Look through the entries below and report how many lines hold the string "components". Only the number is wanted.

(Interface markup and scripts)
----

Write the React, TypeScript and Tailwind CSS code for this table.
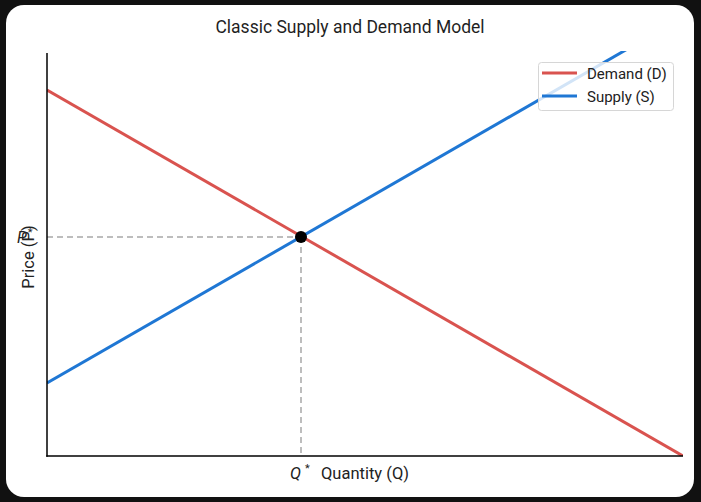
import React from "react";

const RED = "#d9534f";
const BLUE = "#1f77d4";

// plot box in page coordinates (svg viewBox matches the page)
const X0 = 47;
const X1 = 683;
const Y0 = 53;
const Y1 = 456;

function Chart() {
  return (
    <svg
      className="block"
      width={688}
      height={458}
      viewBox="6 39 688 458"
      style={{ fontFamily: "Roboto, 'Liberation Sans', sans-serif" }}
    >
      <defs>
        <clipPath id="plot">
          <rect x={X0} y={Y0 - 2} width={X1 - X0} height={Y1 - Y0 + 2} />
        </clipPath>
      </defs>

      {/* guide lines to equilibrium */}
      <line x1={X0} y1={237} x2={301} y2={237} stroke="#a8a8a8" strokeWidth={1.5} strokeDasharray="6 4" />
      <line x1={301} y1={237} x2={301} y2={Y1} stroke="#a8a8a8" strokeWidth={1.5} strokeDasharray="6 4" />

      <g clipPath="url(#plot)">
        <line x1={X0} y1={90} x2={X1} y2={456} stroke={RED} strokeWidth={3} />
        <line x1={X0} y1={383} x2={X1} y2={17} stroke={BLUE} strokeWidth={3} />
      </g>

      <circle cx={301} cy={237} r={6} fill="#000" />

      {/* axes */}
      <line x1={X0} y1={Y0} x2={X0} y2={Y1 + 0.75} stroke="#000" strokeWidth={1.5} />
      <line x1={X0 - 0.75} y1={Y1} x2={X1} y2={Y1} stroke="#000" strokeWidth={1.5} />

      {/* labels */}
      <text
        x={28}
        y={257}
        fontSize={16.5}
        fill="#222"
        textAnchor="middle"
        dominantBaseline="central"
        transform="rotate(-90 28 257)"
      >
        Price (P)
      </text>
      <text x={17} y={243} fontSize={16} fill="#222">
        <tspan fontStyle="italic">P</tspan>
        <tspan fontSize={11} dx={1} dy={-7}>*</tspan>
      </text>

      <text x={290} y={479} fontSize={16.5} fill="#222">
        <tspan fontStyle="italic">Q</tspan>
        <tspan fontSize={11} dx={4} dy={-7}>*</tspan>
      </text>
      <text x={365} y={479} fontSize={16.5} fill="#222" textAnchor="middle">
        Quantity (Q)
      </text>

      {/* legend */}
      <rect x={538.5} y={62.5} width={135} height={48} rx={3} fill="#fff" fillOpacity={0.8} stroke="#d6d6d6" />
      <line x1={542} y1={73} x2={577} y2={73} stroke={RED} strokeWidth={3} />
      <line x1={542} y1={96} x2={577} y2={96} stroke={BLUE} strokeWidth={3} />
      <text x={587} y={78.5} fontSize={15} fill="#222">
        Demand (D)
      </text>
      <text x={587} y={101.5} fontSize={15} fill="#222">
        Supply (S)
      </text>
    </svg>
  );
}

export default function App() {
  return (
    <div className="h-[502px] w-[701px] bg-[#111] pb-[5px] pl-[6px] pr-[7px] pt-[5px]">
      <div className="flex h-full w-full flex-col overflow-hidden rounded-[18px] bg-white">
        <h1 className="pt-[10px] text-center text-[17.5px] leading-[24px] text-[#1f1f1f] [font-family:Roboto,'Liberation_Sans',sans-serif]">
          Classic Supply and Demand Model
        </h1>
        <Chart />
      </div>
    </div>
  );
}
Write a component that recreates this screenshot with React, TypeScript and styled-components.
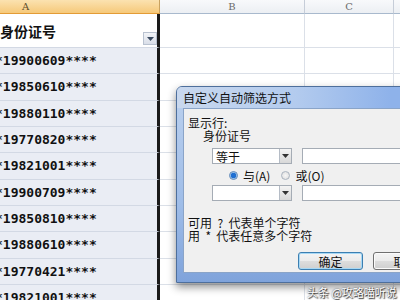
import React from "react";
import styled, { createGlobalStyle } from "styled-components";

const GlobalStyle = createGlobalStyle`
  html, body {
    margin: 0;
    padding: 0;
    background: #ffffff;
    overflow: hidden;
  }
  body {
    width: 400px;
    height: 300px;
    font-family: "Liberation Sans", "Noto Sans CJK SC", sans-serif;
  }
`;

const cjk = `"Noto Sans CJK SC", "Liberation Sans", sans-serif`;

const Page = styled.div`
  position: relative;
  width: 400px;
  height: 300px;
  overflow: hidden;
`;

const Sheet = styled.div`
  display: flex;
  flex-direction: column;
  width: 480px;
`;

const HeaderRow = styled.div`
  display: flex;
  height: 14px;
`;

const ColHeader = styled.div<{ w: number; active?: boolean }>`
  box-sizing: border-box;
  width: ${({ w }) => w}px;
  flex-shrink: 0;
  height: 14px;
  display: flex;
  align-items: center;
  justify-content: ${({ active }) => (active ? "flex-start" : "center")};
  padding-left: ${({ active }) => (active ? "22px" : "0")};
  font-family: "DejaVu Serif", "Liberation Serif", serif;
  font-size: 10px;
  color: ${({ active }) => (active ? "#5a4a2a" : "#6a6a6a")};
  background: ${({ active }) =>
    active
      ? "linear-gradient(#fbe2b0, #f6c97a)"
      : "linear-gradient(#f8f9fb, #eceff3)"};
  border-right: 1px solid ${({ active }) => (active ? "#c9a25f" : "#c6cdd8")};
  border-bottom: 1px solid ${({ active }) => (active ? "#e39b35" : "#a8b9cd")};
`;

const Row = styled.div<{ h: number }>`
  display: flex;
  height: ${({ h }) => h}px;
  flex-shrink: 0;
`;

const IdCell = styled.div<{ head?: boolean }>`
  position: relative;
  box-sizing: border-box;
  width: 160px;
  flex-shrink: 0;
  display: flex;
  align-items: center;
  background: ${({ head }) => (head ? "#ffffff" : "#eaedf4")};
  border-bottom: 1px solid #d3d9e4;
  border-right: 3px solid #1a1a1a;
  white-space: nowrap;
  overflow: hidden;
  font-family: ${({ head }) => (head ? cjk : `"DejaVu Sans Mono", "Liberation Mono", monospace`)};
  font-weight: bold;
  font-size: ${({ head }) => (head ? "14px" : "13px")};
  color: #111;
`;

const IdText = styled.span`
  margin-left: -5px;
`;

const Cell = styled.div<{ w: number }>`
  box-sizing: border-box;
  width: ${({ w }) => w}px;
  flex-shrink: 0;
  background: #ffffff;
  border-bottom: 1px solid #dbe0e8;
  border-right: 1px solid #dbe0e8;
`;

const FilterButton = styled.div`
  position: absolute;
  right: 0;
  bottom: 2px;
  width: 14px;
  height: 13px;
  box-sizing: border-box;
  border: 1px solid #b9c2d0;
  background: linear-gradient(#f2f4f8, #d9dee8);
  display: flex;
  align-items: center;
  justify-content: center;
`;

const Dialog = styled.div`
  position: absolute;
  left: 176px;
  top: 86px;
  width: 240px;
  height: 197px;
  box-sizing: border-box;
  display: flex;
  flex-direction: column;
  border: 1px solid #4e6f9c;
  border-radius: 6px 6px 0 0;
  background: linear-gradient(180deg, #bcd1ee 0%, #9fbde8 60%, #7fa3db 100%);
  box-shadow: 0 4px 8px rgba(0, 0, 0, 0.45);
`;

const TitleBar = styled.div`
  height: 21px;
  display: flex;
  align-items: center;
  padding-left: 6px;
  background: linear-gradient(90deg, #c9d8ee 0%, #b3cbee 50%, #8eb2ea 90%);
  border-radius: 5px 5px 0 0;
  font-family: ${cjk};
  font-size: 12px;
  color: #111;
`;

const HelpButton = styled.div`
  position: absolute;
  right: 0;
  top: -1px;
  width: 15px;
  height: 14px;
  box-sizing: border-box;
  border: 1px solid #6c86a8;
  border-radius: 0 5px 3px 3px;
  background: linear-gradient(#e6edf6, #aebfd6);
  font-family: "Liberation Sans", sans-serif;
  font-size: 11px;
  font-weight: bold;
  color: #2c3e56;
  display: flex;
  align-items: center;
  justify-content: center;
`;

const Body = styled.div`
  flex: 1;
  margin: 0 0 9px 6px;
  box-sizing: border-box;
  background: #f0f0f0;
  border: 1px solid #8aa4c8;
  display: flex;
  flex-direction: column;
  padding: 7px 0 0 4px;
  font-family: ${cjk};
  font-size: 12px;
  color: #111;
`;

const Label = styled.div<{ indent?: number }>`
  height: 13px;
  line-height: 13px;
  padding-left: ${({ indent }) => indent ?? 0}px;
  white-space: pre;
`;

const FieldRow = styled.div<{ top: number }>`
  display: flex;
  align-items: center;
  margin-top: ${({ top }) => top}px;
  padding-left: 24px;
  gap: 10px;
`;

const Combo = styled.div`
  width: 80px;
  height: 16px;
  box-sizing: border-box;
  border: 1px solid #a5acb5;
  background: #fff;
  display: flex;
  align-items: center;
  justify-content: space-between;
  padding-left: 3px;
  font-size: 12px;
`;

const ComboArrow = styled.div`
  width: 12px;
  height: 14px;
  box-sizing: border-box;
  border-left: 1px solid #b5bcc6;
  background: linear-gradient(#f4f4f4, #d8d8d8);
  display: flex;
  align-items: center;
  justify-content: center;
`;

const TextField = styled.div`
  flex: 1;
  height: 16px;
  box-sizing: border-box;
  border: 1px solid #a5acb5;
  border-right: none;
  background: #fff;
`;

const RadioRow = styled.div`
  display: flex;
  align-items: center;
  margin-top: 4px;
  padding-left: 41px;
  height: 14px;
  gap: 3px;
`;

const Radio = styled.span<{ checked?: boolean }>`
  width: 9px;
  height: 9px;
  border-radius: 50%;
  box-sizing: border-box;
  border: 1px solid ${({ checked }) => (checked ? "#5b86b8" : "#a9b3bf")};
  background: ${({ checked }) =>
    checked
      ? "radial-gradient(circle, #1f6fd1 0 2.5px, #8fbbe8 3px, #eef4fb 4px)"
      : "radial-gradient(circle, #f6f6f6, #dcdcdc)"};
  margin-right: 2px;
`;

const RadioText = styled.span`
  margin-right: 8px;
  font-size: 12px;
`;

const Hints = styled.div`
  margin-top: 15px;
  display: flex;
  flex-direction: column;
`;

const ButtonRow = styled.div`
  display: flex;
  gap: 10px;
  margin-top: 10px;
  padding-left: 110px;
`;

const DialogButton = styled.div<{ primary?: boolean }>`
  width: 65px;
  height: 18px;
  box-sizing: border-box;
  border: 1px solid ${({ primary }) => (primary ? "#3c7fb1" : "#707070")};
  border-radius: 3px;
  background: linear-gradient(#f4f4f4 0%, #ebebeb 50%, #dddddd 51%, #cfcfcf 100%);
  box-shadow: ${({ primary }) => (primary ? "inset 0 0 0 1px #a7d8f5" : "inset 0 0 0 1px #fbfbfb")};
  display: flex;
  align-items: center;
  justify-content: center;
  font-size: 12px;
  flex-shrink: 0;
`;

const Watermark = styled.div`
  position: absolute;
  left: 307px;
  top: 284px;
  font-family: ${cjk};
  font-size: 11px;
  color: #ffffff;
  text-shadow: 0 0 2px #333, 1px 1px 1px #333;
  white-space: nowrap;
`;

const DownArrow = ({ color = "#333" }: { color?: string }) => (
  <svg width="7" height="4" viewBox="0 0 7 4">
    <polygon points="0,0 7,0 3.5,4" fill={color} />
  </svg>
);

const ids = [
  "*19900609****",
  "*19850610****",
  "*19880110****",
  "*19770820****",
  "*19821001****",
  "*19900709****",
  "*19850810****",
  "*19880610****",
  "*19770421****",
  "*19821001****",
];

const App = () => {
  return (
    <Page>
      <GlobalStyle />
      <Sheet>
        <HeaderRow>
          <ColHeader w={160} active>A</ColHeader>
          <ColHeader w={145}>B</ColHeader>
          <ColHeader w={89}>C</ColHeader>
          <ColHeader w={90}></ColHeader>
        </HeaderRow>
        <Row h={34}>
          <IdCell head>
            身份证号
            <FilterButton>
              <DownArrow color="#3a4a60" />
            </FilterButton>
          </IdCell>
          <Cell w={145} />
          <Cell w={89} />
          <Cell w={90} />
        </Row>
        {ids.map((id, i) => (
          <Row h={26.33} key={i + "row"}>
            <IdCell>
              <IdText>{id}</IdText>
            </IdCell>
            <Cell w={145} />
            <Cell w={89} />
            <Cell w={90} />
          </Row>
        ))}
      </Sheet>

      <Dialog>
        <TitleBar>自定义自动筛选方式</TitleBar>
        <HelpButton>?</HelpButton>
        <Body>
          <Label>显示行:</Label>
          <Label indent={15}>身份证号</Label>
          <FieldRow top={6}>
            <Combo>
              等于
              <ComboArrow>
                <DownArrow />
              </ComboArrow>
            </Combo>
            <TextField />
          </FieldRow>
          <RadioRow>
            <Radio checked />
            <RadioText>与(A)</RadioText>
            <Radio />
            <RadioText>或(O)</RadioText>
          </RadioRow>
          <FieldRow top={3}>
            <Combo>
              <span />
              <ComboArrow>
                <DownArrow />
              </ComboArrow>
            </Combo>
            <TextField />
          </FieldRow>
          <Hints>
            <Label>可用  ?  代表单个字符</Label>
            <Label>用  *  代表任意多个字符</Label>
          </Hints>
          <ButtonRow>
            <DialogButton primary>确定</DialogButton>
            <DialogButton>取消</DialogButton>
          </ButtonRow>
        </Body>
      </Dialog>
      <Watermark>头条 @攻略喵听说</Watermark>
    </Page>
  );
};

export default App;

----

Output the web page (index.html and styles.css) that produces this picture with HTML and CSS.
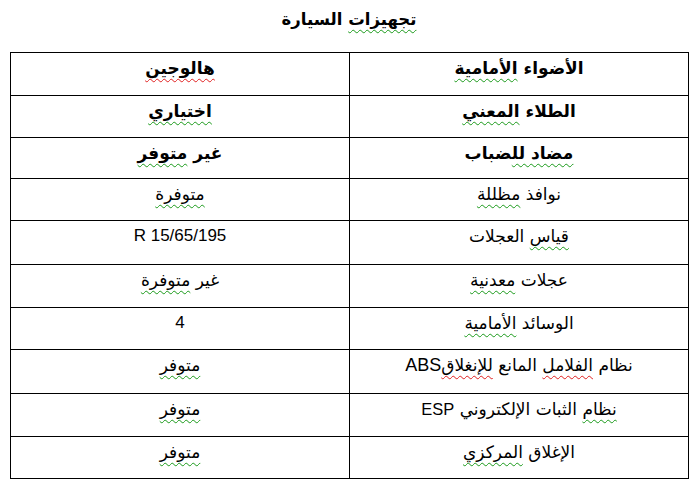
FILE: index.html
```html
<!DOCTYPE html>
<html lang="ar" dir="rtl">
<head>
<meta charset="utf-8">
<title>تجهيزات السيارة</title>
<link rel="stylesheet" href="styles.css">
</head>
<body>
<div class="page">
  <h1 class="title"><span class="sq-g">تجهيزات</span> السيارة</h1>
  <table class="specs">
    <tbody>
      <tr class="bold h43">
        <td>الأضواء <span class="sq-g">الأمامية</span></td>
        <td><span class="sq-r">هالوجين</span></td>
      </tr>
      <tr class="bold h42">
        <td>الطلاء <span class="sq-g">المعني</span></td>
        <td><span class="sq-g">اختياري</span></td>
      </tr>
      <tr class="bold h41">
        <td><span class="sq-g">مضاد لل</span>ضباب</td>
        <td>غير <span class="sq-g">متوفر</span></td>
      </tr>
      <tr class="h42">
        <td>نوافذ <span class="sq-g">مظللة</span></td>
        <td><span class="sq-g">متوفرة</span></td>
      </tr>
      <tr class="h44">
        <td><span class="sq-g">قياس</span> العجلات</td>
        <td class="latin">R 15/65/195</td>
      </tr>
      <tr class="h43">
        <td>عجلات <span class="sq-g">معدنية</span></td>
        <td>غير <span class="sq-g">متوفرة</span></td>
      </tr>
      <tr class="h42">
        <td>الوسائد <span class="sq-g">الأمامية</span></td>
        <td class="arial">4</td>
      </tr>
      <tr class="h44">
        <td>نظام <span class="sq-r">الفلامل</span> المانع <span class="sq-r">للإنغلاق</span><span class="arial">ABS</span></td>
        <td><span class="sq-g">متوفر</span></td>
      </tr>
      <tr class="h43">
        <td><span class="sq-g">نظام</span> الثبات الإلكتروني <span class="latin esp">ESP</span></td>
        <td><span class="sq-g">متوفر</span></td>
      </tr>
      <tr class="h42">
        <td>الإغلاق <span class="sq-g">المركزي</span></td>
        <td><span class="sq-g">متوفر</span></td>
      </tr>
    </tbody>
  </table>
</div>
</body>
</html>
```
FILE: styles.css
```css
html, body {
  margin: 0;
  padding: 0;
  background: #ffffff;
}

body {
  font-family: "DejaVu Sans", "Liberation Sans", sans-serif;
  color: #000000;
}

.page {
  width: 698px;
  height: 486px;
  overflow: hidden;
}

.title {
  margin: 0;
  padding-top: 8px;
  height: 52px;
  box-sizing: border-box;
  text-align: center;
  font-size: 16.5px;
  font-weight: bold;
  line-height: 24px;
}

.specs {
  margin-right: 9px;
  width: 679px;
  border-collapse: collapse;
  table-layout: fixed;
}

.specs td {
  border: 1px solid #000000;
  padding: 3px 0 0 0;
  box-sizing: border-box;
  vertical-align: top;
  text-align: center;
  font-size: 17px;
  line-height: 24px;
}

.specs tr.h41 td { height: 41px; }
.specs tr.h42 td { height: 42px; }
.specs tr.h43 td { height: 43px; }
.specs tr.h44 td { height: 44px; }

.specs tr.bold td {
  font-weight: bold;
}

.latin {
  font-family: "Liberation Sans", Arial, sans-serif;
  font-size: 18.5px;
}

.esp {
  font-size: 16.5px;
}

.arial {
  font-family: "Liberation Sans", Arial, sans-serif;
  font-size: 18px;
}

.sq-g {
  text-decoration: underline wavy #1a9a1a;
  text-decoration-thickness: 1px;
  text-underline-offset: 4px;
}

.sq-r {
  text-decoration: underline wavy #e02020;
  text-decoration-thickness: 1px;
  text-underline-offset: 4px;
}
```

----

◆ RESULT OF THE EXERCISE: 2